Not-Nineveh

I get Jonah.

God asked him to go to Nineveh to tell them to repent of their wickedness.  Jonah promptly arose and went in the opposite direction.  Our children's Bible says he asked for a ticket to "Not-Nineveh."  I seriously love that.  I have to shake my head at Jonah's ridiculousness and nod my head in serious understanding. It makes for some really strange head movements.

Not surprisingly, the boat to Not-Nineveh runs into a huge storm and everyone is in danger.  Jonah took responsibility and the sailors threw him overboard.  But God arranged for a fish to swallow him.

Jonah is sorry and God has the fish spit him out.  God repeats himself: "Go tell Nineveh I am destroying them in 40 days unless they repent."

Jonah goes and the Ninevites actually listen.  They all (even the King) changed into mourning clothes, covered themselves with ashes and fasted.  They stopped feeding their animals too.  They were genuinely sorry.  And their animals were genuinely confused. And hungry.

So Jonah, filled with rejoicing, skipped home.  Nopes.  The Bible says, "This change in plans" (the part where the people are not getting destroyed anymore) "greatly upset Jonah and he became very angry."  As a planner, I totally get that.

Jonah takes the news pretty hard.  Jonah is mad because he thinks all the bad dudes in this town should get what's coming to them.  Now all of the sudden everything is fine?!  He goes on to complain, "I knew this would happen.  You're so nice.  You're so forgiving.  Ugh. Kill me now please.  I'd rather be dead than watch this."

God's reply: "Is it right for you to be angry about this?"

Jonah stomps off to pout at the edge of the city.  But God arranged for a plant to grow and shade him.  Since this allowed Jonah to pout much more comfortably, he was thankful.  But God arranged for a worm to kill the plant.  Then Jonah was back to being angry enough to die.

God's (entirely valid) question:  You're mad that a plant died but you're not concerned about the 120,000 humans that were just saved from destruction? 

And then the book ends.  It's abrupt.  It's uncomfortable.  Loose ends are not tied up.  Resolution is not enjoyed.  It just hangs there.
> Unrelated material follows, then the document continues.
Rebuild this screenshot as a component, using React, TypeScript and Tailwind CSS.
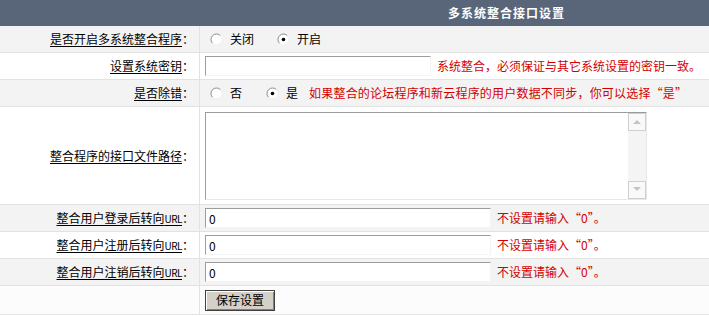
import type { ReactNode } from "react";

const font = { fontFamily: '"Noto Sans CJK SC", "Noto Sans", sans-serif' };

function Radio({ checked }: { checked?: boolean }) {
  return (
    <svg width="13" height="13" viewBox="0 0 13 13" className="shrink-0">
      <circle cx="6.5" cy="6.5" r="5.5" fill="#fff" />
      <path d="M10.4 2.6 A5.5 5.5 0 0 0 2.6 10.4" fill="none" stroke="#8a8a8a" strokeWidth="1" />
      <path d="M2.6 10.4 A5.5 5.5 0 0 0 10.4 2.6" fill="none" stroke="#f0f0f0" strokeWidth="1" />
      {checked && <circle cx="6.5" cy="6.5" r="1.8" fill="#000" />}
    </svg>
  );
}

function Row({ label, url, bg, h, children }: { label?: string; url?: boolean; bg: string; h: string; children: ReactNode }) {
  return (
    <div className={`flex border-b border-[#e2e2e2] ${bg} ${h}`}>
      <div className="flex w-[200px] shrink-0 items-center justify-end border-r border-[#e2e2e2] pr-[5px]">
        {label && (
          <>
            <span className="underline underline-offset-2">
              {label}
              {url && <span className="text-[10px] tracking-[-0.5px]">URL</span>}
            </span>
            <span className="w-[12px]">：</span>
          </>
        )}
      </div>
      <div className="flex flex-1 items-center pl-[5px]">{children}</div>
    </div>
  );
}

const hint = "text-[#d40000]";
const inputCls =
  "h-[20px] bg-white border border-t-[#9c9c9c] border-l-[#9c9c9c] border-r-[#f4f4f4] border-b-[#f4f4f4] pl-[3px] text-[12px] outline-none";

export default function App() {
  return (
    <div className="w-[709px] h-[316px] bg-white text-[12px] leading-[14px] text-black" style={font}>
      <div className="flex h-[26px] items-center bg-[#59667a] pl-[448px] font-bold text-white tracking-[1px]">
        多系统整合接口设置
      </div>

      <Row label="是否开启多系统整合程序" bg="bg-[#f3f3f3]" h="h-[27px]">
        <span className="ml-[5px]" />
        <Radio />
        <span className="ml-[7px]">关闭</span>
        <span className="ml-[23px]" />
        <Radio checked />
        <span className="ml-[7px]">开启</span>
      </Row>

      <Row label="设置系统密钥" bg="bg-white" h="h-[27px]">
        <input className={`${inputCls} w-[226px]`} defaultValue="" />
        <span className={`ml-[6px] ${hint}`}>系统整合，必须保证与其它系统设置的密钥一致。</span>
      </Row>

      <Row label="是否除错" bg="bg-[#f3f3f3]" h="h-[27px]">
        <span className="ml-[5px]" />
        <Radio />
        <span className="ml-[7px]">否</span>
        <span className="ml-[24px]" />
        <Radio checked />
        <span className="ml-[7px]">是</span>
        <span className={`ml-[11px] tracking-[0.2px] ${hint}`}>如果整合的论坛程序和新云程序的用户数据不同步，你可以选择“是”</span>
      </Row>

      <Row label="整合程序的接口文件路径" bg="bg-white" h="h-[98px]">
        <div className="flex h-[88px] w-[442px] border border-t-[#9c9c9c] border-l-[#9c9c9c] border-r-[#e8e8e8] border-b-[#e8e8e8] bg-white">
          <div className="flex-1" />
          <div className="flex w-[18px] flex-col justify-between bg-[#f4f4f4]">
            <div className="flex h-[18px] items-center justify-center border border-[#cfcfcf] bg-[#f9f9f9]">
              <svg width="8" height="5" viewBox="0 0 8 5">
                <path d="M0 5 L4 1 L8 5 Z" fill="#c4c4c4" />
              </svg>
            </div>
            <div className="flex h-[18px] items-center justify-center border border-[#cfcfcf] bg-[#f9f9f9]">
              <svg width="8" height="5" viewBox="0 0 8 5">
                <path d="M0 0 L4 4 L8 0 Z" fill="#c4c4c4" />
              </svg>
            </div>
          </div>
        </div>
      </Row>

      {[
        { label: "整合用户登录后转向", bg: "bg-[#f3f3f3]" },
        { label: "整合用户注册后转向", bg: "bg-white" },
        { label: "整合用户注销后转向", bg: "bg-[#f3f3f3]" },
      ].map((r) => (
        <Row key={r.label} label={r.label} url bg={r.bg} h="h-[27px]">
          <input className={`${inputCls} w-[286px]`} defaultValue="0" />
          <span className={`ml-[6px] ${hint}`}>不设置请输入“0”。</span>
        </Row>
      ))}

      <Row bg="bg-[#fcfcfc]" h="h-[29px]">
        <button className="h-[21px] w-[70px] border border-[#404040] bg-[#d4d0c8] text-[12px] leading-[14px] shadow-[inset_1px_1px_0_#fff,inset_-1px_-1px_0_#808080]">
          保存设置
        </button>
      </Row>
    </div>
  );
}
Things I want to remember:

  1. Is it right for you to be angry about this?  In my life, the answer is a resounding, "Probably not."  I don't walk around with my hair on fire the WHOLE day but often I am wound up tighter and more frequently than the situation really calls for.  Jonah was so glaringly self-centered in his anger here. That's my kind of anger.  I don't like being inconvenienced.  A recent example: my child in diapers won't poop in a wet diaper.  He has standards. Therefore, I change a wet diaper only to change a stink bomb five minutes later.  I don't know if it makes me want to die exactly but it sure makes me want to eat some cake.
  2. God effortlessly arranges nature for His purposes.  Pop up a plant here, have a fish swim by at the exact right time there.  No big thing.  Really, for God details are no. big. thing.  I try to arrange my trips to the grocery store and always end up loosing my list somewhere between the house and the store.  He is able to arrange certain worms to munch on particular plants.  We should let Him be in charge more, yes?
  3. Sometimes loose ends remain loose.  This one makes my blood pressure rise.  This sentence is bad for my health.  Some things end abruptly.  Sometimes I can't see the rest of the story.  Being ok with that would serve me well.

So what about you?  Is it right for you to be angry about that one thing?  Could you let God arrange some things instead of you scrambling for control?  What loose ends can you try to (gulp) embrace?